Juice one lemon and one lime. Put the lemon and lime juice and a lot of ice--maybe a tray full--in a pitcher. I do this in a Mason jar, which makes measuring and mixing very easy.

Add the tea to the jar. Mix it all around until the tea has cooled off, then add some water. Not sure how much--maybe start with a cup and see how it tastes? I ususally just fill it up to the top line on the Mason jar and then mix it.

Taste the lemonade-tea and make adjustments as necessary. I also throw in a couple of the lemon / lime halves for interest. Just remember to wash them before doing so.

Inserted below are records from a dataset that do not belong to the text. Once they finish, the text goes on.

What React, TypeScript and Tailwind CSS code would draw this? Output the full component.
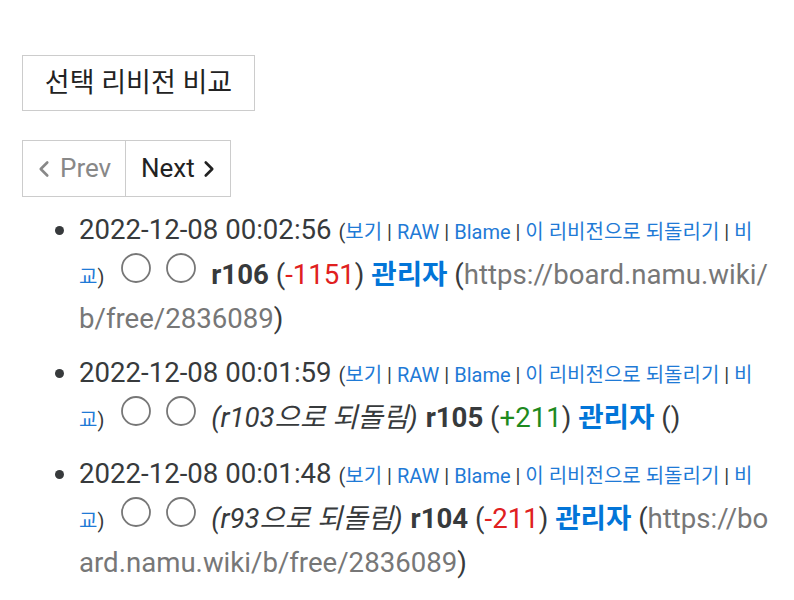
import { ChevronLeft, ChevronRight } from 'lucide-react'

type Rev = {
  date: string
  rev: string
  diff: string
  positive: boolean
  revert?: string
  note: string
}

const revs: Rev[] = [
  { date: '2022-12-08 00:02:56', rev: 'r106', diff: '-1151', positive: false, note: 'https://board.namu.wiki/b/free/2836089' },
  { date: '2022-12-08 00:01:59', rev: 'r105', diff: '+211', positive: true, revert: 'r103으로 되돌림', note: '' },
  { date: '2022-12-08 00:01:48', rev: 'r104', diff: '-211', positive: false, revert: 'r93으로 되돌림', note: 'https://board.namu.wiki/b/free/2836089' },
]

const links = ['보기', 'RAW', 'Blame', '이 리비전으로 되돌리기', '비교']

function Radio({ first }: { first?: boolean }) {
  return (
    <svg
      width="30"
      height="30"
      viewBox="0 0 30 30"
      className={`inline-block align-[1px] mr-[15px] ${first ? 'ml-[10px]' : ''}`}
    >
      <circle cx="15" cy="15" r="14" fill="none" stroke="#777" strokeWidth="1.8" />
    </svg>
  )
}

export default function App() {
  return (
    <div
      className="bg-white min-h-[600px] pl-[22px] pt-[55px] text-[#373a3c]"
      style={{ fontFamily: 'Roboto, "Noto Sans CJK KR", sans-serif' }}
    >
      <button className="h-[56px] w-[233px] border border-[#ccc] text-[27px] leading-none text-[#222]">
        선택 리비전 비교
      </button>

      <div className="mt-[29px] flex w-fit border border-[#ccc] h-[57px] text-[26px]">
        <span className="flex items-center w-[102px] pl-[12px] text-[#888] gap-[3px]">
          <ChevronLeft size={26} strokeWidth={2.4} className="-ml-[4px]" />
          Prev
        </span>
        <span className="flex items-center w-[105px] pl-[15px] border-l border-[#ccc] text-[#222] gap-[1px]">
          Next
          <ChevronRight size={26} strokeWidth={2.4} />
        </span>
      </div>

      <ul className="mt-[12px] pl-[57px] pr-[24px] list-disc marker:text-[#373a3c]">
        {revs.map((r) => (
          <li key={r.date} className="text-[27.6px] leading-[42px] mb-[12px] break-all">
            {r.date}{' '}
            <span className="text-[20px]">
              (
              {links.map((l, i) => (
                <span key={l}>
                  <a className="text-[#1f7ad6]">{l}</a>
                  {i < links.length - 1 ? ' | ' : ''}
                </span>
              ))}
              )
            </span>{' '}
            <Radio first />
            <Radio />
            {r.revert && <i className="mr-[8px]">({r.revert})</i>}
            <b>{r.rev}</b> (
            <span className={r.positive ? 'text-[#1e8a1e]' : 'text-[#e02020]'}>{r.diff}</span>){' '}
            <b className="text-[#0275d8]">관리자</b> (
            <span className="text-[#777]">{r.note}</span>)
          </li>
        ))}
      </ul>
    </div>
  )
}
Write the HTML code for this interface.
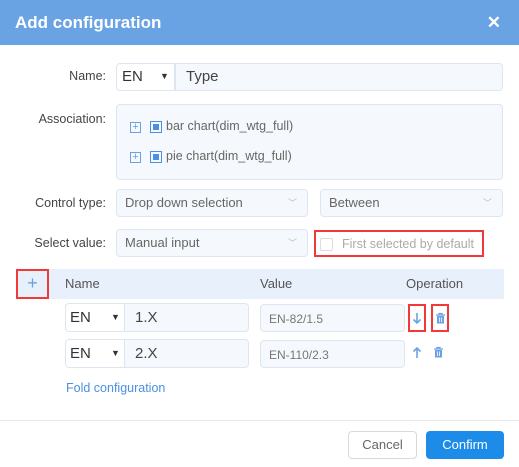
<!DOCTYPE html><html><head><style>
*{box-sizing:border-box;margin:0;padding:0}
body{width:519px;height:467px;background:#fff;font-family:"Liberation Sans",sans-serif;position:relative;overflow:hidden;font-size:13px;color:#555}
.a{position:absolute}
.hd{left:0;top:0;width:519px;height:45px;background:#6aa3e3;color:#fff;font-size:17px;font-weight:bold;line-height:45px;padding-left:15px}
.lbl{text-align:right;width:106px;left:0;font-size:12.5px;color:#444}
.box{border:1px solid #dde6f0;background:#f5f8fc;border-radius:4px}
.t{line-height:26px;padding-left:8px;color:#666;font-size:13px}
.chev{position:absolute;right:10px;top:0;color:#bbb;font-size:9px}
.red{border:2px solid #f03a3a}
</style></head><body>
<div class="a hd">Add configuration<span style="position:absolute;right:18px;top:0;font-size:17px">✕</span></div>
<div class="a lbl" style="top:69px">Name:</div>
<div class="a box" style="left:116px;top:63px;width:59px;height:28px;background:#fff;border-radius:4px 0 0 4px"><span style="position:absolute;left:5px;top:4px;font-size:15px;color:#333">EN</span><span style="position:absolute;left:43px;top:7px;font-size:9px;color:#333">▼</span></div>
<div class="a box" style="left:175px;top:63px;width:328px;height:28px;border-radius:0 4px 4px 0"><span style="position:absolute;left:10px;top:4px;font-size:15px;color:#444">Type</span></div>
<div class="a lbl" style="top:112px">Association:</div>
<div class="a box" style="left:116px;top:104px;width:387px;height:76px">
<div class="a" style="left:13px;top:17px;width:11px;height:11px;border:1px solid #6aa3e3;color:#6aa3e3;font-size:11px;line-height:9px;text-align:center">+</div>
<div class="a" style="left:33px;top:16px;width:12px;height:12px;border:1px solid #4a90e2;padding:2px"><div style="width:6px;height:6px;background:#4a90e2"></div></div>
<div class="a" style="left:49px;top:14px;font-size:12.5px;color:#666">bar chart(dim_wtg_full)</div>
<div class="a" style="left:13px;top:47px;width:11px;height:11px;border:1px solid #6aa3e3;color:#6aa3e3;font-size:11px;line-height:9px;text-align:center">+</div>
<div class="a" style="left:33px;top:46px;width:12px;height:12px;border:1px solid #4a90e2;padding:2px"><div style="width:6px;height:6px;background:#4a90e2"></div></div>
<div class="a" style="left:49px;top:44px;font-size:12.5px;color:#666">pie chart(dim_wtg_full)</div>
</div>
<div class="a lbl" style="top:196px">Control type:</div>
<div class="a box t" style="left:116px;top:189px;width:192px;height:28px">Drop down selection<span class="chev">﹀</span></div>
<div class="a box t" style="left:320px;top:189px;width:183px;height:28px">Between<span class="chev">﹀</span></div>
<div class="a lbl" style="top:236px">Select value:</div>
<div class="a box t" style="left:116px;top:229px;width:192px;height:28px">Manual input<span class="chev">﹀</span></div>
<div class="a red" style="left:314px;top:230px;width:170px;height:27px"><div class="a" style="left:4px;top:6px;width:13px;height:13px;border:1px solid #ddd;border-radius:2px"></div><span class="a" style="left:26px;top:5px;color:#aaa;font-size:12.5px">First selected by default</span></div>
<div class="a" style="left:16px;top:269px;width:488px;height:30px;background:#e8f1fb"></div>
<div class="a red" style="left:16px;top:269px;width:33px;height:30px;color:#6aa3e3;font-size:18px;text-align:center;line-height:24px">+</div>
<div class="a" style="left:65px;top:276px;font-size:13px;color:#555">Name</div>
<div class="a" style="left:260px;top:276px;font-size:13px;color:#555">Value</div>
<div class="a" style="left:406px;top:276px;font-size:13px;color:#555">Operation</div>
<div class="a box" style="left:65px;top:303px;width:60px;height:29px;background:#fff;border-radius:4px 0 0 4px"><span style="position:absolute;left:4px;top:5px;font-size:15px;color:#333">EN</span><span style="position:absolute;left:45px;top:8px;font-size:9px;color:#333">▼</span></div>
<div class="a box" style="left:124px;top:303px;width:125px;height:29px;border-radius:0 4px 4px 0"><span style="position:absolute;left:10px;top:5px;font-size:15px;color:#444">1.X</span></div>
<div class="a box" style="left:260px;top:304px;width:145px;height:28px"><span style="position:absolute;left:8px;top:7px;font-size:12px;color:#777">EN-82/1.5</span></div>
<div class="a box" style="left:65px;top:339px;width:60px;height:29px;background:#fff;border-radius:4px 0 0 4px"><span style="position:absolute;left:4px;top:5px;font-size:15px;color:#333">EN</span><span style="position:absolute;left:45px;top:8px;font-size:9px;color:#333">▼</span></div>
<div class="a box" style="left:124px;top:339px;width:125px;height:29px;border-radius:0 4px 4px 0"><span style="position:absolute;left:10px;top:5px;font-size:15px;color:#444">2.X</span></div>
<div class="a box" style="left:260px;top:340px;width:145px;height:28px"><span style="position:absolute;left:8px;top:7px;font-size:12px;color:#777">EN-110/2.3</span></div>
<div class="a red" style="left:408px;top:304px;width:18px;height:28px"><svg class="a" style="left:2px;top:6px" width="10" height="13"><path d="M5 1V11M1.5 7.5L5 11L8.5 7.5" stroke="#6aa3e3" stroke-width="1.6" fill="none"/></svg></div>
<div class="a red" style="left:431px;top:304px;width:18px;height:28px"><svg class="a" style="left:2px;top:6px" width="11" height="12"><path d="M1 3H10M4 3V1.5H7V3" stroke="#6aa3e3" stroke-width="1.3" fill="none"/><rect x="2" y="4" width="7" height="7.5" fill="#6aa3e3"/><path d="M4.5 5.5V10M6.5 5.5V10" stroke="#fff" stroke-width="0.8"/></svg></div>
<svg class="a" style="left:412px;top:346px" width="10" height="13"><path d="M5 12V2M1.5 5.5L5 2L8.5 5.5" stroke="#6aa3e3" stroke-width="1.6" fill="none"/></svg>
<svg class="a" style="left:433px;top:346px" width="11" height="12"><path d="M1 3H10M4 3V1.5H7V3" stroke="#6aa3e3" stroke-width="1.3" fill="none"/><rect x="2" y="4" width="7" height="7.5" fill="#6aa3e3"/><path d="M4.5 5.5V10M6.5 5.5V10" stroke="#fff" stroke-width="0.8"/></svg>
<div class="a" style="left:66px;top:381px;color:#4a90e2;font-size:12.5px">Fold configuration</div>
<div class="a" style="left:0;top:420px;width:519px;height:1px;background:#e8e8e8"></div>
<div class="a" style="left:348px;top:431px;width:69px;height:28px;border:1px solid #d9d9d9;border-radius:4px;text-align:center;line-height:26px;color:#666">Cancel</div>
<div class="a" style="left:426px;top:431px;width:78px;height:28px;background:#1d8ce8;border-radius:4px;text-align:center;line-height:28px;color:#fff">Confirm</div>
</body></html>
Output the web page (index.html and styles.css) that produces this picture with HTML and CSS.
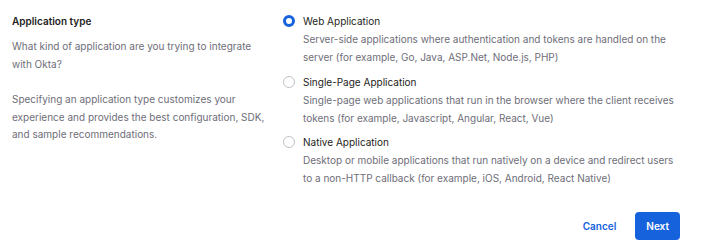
FILE: index.html
```html
<!DOCTYPE html>
<html lang="en">
<head>
  <meta charset="UTF-8">
  <title>Create a new app integration</title>
  <link rel="stylesheet" href="styles.css">
</head>
<body>
  <div class="form">
    <div class="row">
      <div class="intro">
        <h2 class="title">Application type</h2>
        <p class="hint">What kind of application are you trying to integrate with Okta?</p>
        <p class="hint">Specifying an application type customizes your experience and provides the best configuration, SDK, and sample recommendations.</p>
      </div>
      <div class="options">
        <label class="option">
          <input class="radio" type="radio" name="app-type" checked>
          <span class="option-text">
            <span class="option-name">Web Application</span>
            <span class="option-desc">Server-side applications where authentication and tokens are handled on the server (for example, Go, Java, ASP.Net, Node.js, PHP)</span>
          </span>
        </label>
        <label class="option">
          <input class="radio" type="radio" name="app-type">
          <span class="option-text">
            <span class="option-name">Single-Page Application</span>
            <span class="option-desc">Single-page web applications that run in the browser where the client receives tokens (for example, Javascript, Angular, React, Vue)</span>
          </span>
        </label>
        <label class="option">
          <input class="radio" type="radio" name="app-type">
          <span class="option-text">
            <span class="option-name">Native Application</span>
            <span class="option-desc">Desktop or mobile applications that run natively on a device and redirect users to a non-HTTP callback (for example, iOS, Android, React Native)</span>
          </span>
        </label>
      </div>
    </div>
    <div class="actions">
      <button class="link-button" type="button">Cancel</button>
      <button class="primary-button" type="submit">Next</button>
    </div>
  </div>
</body>
</html>
```

FILE: styles.css
```css
* {
  margin: 0;
  padding: 0;
  box-sizing: border-box;
  font-family: 'Inter', 'Liberation Sans', sans-serif;
}

body {
  background: #ffffff;
  color: #1d1d21;
  font-size: 10px;
  line-height: 18px;
}

.form {
  padding: 12px 12px 0 12px;
}

.row {
  display: flex;
}

.intro {
  width: 271px;
  padding-right: 15px;
  flex-shrink: 0;
}

.title {
  font-size: 10px;
  font-weight: 600;
  line-height: 18px;
  margin-bottom: 8px;
}

.hint {
  color: #6e6e78;
  line-height: 17.5px;
  margin-bottom: 18px;
}

.options {
  flex: 1;
  display: flex;
  flex-direction: column;
  gap: 6.5px;
}

.option {
  display: flex;
  gap: 8px;
  cursor: pointer;
}

.radio {
  appearance: none;
  width: 12px;
  height: 12px;
  margin-top: 3px;
  border: 1px solid #c1c1c8;
  border-radius: 50%;
  background: #ffffff;
  flex-shrink: 0;
}

.radio:checked {
  border: 3.5px solid #1662dd;
}

.option-text {
  display: flex;
  flex-direction: column;
  max-width: 380px;
}

.option-name {
  color: #1d1d21;
}

.option-desc {
  color: #6e6e78;
}

.actions {
  display: flex;
  justify-content: flex-end;
  align-items: center;
  gap: 19px;
  margin-top: 25px;
  padding-right: 15px;
}

.link-button {
  border: none;
  background: none;
  color: #1662dd;
  font-size: 10px;
  font-weight: 600;
  cursor: pointer;
}

.primary-button {
  border: none;
  border-radius: 4px;
  background: #1662dd;
  color: #ffffff;
  font-size: 10px;
  font-weight: 600;
  height: 28px;
  padding: 0 11px;
  cursor: pointer;
}
```
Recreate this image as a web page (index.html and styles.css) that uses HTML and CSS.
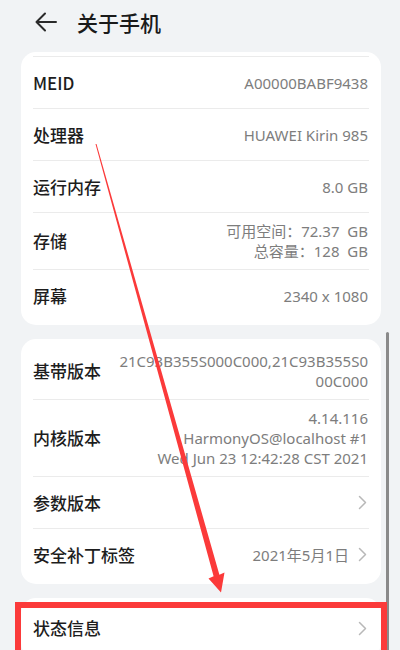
FILE: index.html
```html
<!DOCTYPE html>
<html lang="zh-CN">
<head>
<meta charset="utf-8">
<title>关于手机</title>
<link rel="stylesheet" href="styles.css">
</head>
<body>
<div class="page">
  <header class="header">
    <svg class="back" width="22" height="20" viewBox="0 0 22 20" aria-hidden="true">
      <path d="M10 1.5 L1.5 10 L10 18.5 M1.5 10 H21" fill="none" stroke="#2a2a2a" stroke-width="2" stroke-linecap="round" stroke-linejoin="round"/>
    </svg>
    <h1 class="title">关于手机</h1>
  </header>

  <main class="list">
    <section class="card">
      <div class="row cut">
        <span class="label">MEID</span>
        <span class="value">A00000BABF9438</span>
      </div>
      <div class="row">
        <span class="label">处理器</span>
        <span class="value">HUAWEI Kirin 985</span>
      </div>
      <div class="row">
        <span class="label">运行内存</span>
        <span class="value">8.0 GB</span>
      </div>
      <div class="row multi">
        <span class="label">存储</span>
        <span class="value lines">
          <span class="line">可用空间：72.37&nbsp;&nbsp;GB</span>
          <span class="line">总容量：128&nbsp;&nbsp;GB</span>
        </span>
      </div>
      <div class="row">
        <span class="label">屏幕</span>
        <span class="value">2340 x 1080</span>
      </div>
    </section>

    <section class="card">
      <div class="row multi">
        <span class="label">基带版本</span>
        <span class="value lines">
          <span class="line">21C93B355S000C000,21C93B355S0</span>
          <span class="line">00C000</span>
        </span>
      </div>
      <div class="row multi">
        <span class="label">内核版本</span>
        <span class="value lines">
          <span class="line">4.14.116</span>
          <span class="line">HarmonyOS@localhost #1</span>
          <span class="line">Wed Jun 23 12:42:28 CST 2021</span>
        </span>
      </div>
      <div class="row">
        <span class="label">参数版本</span>
        <span class="value with-chev">
          <svg class="chev" width="9" height="15" viewBox="0 0 9 15" aria-hidden="true"><path d="M1.5 1.5 L7.5 7.5 L1.5 13.5" fill="none" stroke="#b8b8b8" stroke-width="1.5" stroke-linecap="round" stroke-linejoin="round"/></svg>
        </span>
      </div>
      <div class="row">
        <span class="label">安全补丁标签</span>
        <span class="value with-chev">2021年5月1日
          <svg class="chev" width="9" height="15" viewBox="0 0 9 15" aria-hidden="true"><path d="M1.5 1.5 L7.5 7.5 L1.5 13.5" fill="none" stroke="#b8b8b8" stroke-width="1.5" stroke-linecap="round" stroke-linejoin="round"/></svg>
        </span>
      </div>
    </section>

    <section class="card">
      <div class="row">
        <span class="label">状态信息</span>
        <span class="value with-chev">
          <svg class="chev" width="9" height="15" viewBox="0 0 9 15" aria-hidden="true"><path d="M1.5 1.5 L7.5 7.5 L1.5 13.5" fill="none" stroke="#b8b8b8" stroke-width="1.5" stroke-linecap="round" stroke-linejoin="round"/></svg>
        </span>
      </div>
    </section>
  </main>

  <div class="scrollbar"></div>
  <div class="highlight"></div>
  <svg class="annot" width="400" height="650" viewBox="0 0 400 650" aria-hidden="true">
    <polygon points="95.5,144.1 96.5,143.9 219.4,574.7 224.5,572.5 221,592.5 208.5,578.5 213.6,576.3" fill="#fb3a3a"/>
  </svg>
</div>
</body>
</html>
```

FILE: styles.css
```css
* { box-sizing: border-box; }

html, body {
  margin: 0;
  padding: 0;
  background: #f1f3f5;
}

body {
  font-family: "Noto Sans", "Noto Sans CJK SC", sans-serif;
  color: #1c1c1c;
}

.page {
  position: relative;
  width: 400px;
  height: 650px;
  overflow: hidden;
}

.header {
  height: 44px;
  display: flex;
  align-items: center;
  padding-left: 35px;
  gap: 20px;
}

.back {
  display: block;
  flex: none;
}

.title {
  margin: 0;
  font-size: 21px;
  font-weight: 500;
  line-height: 28px;
  color: #1a1a1a;
  font-family: "Noto Sans CJK SC", sans-serif;
}

.list {
  margin-top: 8px;
  padding-left: 21px;
  width: 381px;
  display: flex;
  flex-direction: column;
  gap: 14px;
}

.card {
  background: #ffffff;
  border-radius: 15px;
  padding: 4px 12px;
}

.row {
  display: flex;
  justify-content: space-between;
  align-items: center;
  min-height: 52px;
}

.row + .row,
.row.cut {
  border-top: 1px solid #ebebeb;
}

.row.multi {
  padding: 8px 0;
  min-height: 0;
}

.label {
  font-family: "Noto Sans CJK SC", sans-serif;
  font-size: 17px;
  font-weight: 500;
  line-height: 20px;
  color: #1d1d1d;
  flex: none;
}

.value {
  font-size: 15px;
  line-height: 20px;
  color: #7d7d7d;
  text-align: right;
  margin-right: 1px;
}

.lines {
  display: flex;
  flex-direction: column;
  align-items: flex-end;
}

.line {
  display: block;
  white-space: nowrap;
}

.with-chev {
  display: flex;
  align-items: center;
  gap: 9px;
  margin-right: 2px;
}

.chev {
  display: block;
}

.scrollbar {
  position: absolute;
  left: 386px;
  top: 332px;
  width: 3px;
  height: 330px;
  border-radius: 2px;
  background: #8a8a8a;
}

.highlight {
  position: absolute;
  left: 15px;
  top: 602px;
  width: 372px;
  height: 70px;
  border: 6px solid #fb3a3a;
}

.annot {
  position: absolute;
  left: 0;
  top: 0;
  pointer-events: none;
}
```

This makes enough for two or three regular people or one very thirsty one.

. . .

Luckily, it's been pretty cool in the morning for the last couple of weeks, so I'm able to do a little cooking then. I've been hearing a lot about how great Irish/steel-cut oats are lately, so last time I was at the grocery store I decided to splurge and try them. They cost about $8 a can, but you can get them in--presumably cheaper--boxes, too. (They're up on a top shelf at our local store, though, so I had to rely on a kind passerby to reach them for me, and I didn't want to test her patience by comparing prices for the various containers.)

I've tried them two different ways--toasted with butter then simmered for half an hour (fun, but time-consuming), and soaked overnight, then simmered for ten minutes in the morning (much more practical on workdays). Once they're done--when all the water is absorbed--I just throw in whatever is close at hand: milk, maple syrup, brown sugar, cinnamon, etc. It's really...wholesome. I don't even know if I like the taste of it so much as the texture (it's crunchy, very different from regular rolled oats) and the energy boost it gives you. You can run on that stuff for hours before you're hungry again. They say a serving is a quarter-cup of dry oats and I agree. It's easy to multiply the recipe (just keep the oats:water ratio at 1:4), but a little of this goes a long way. Especially first thing in the morning.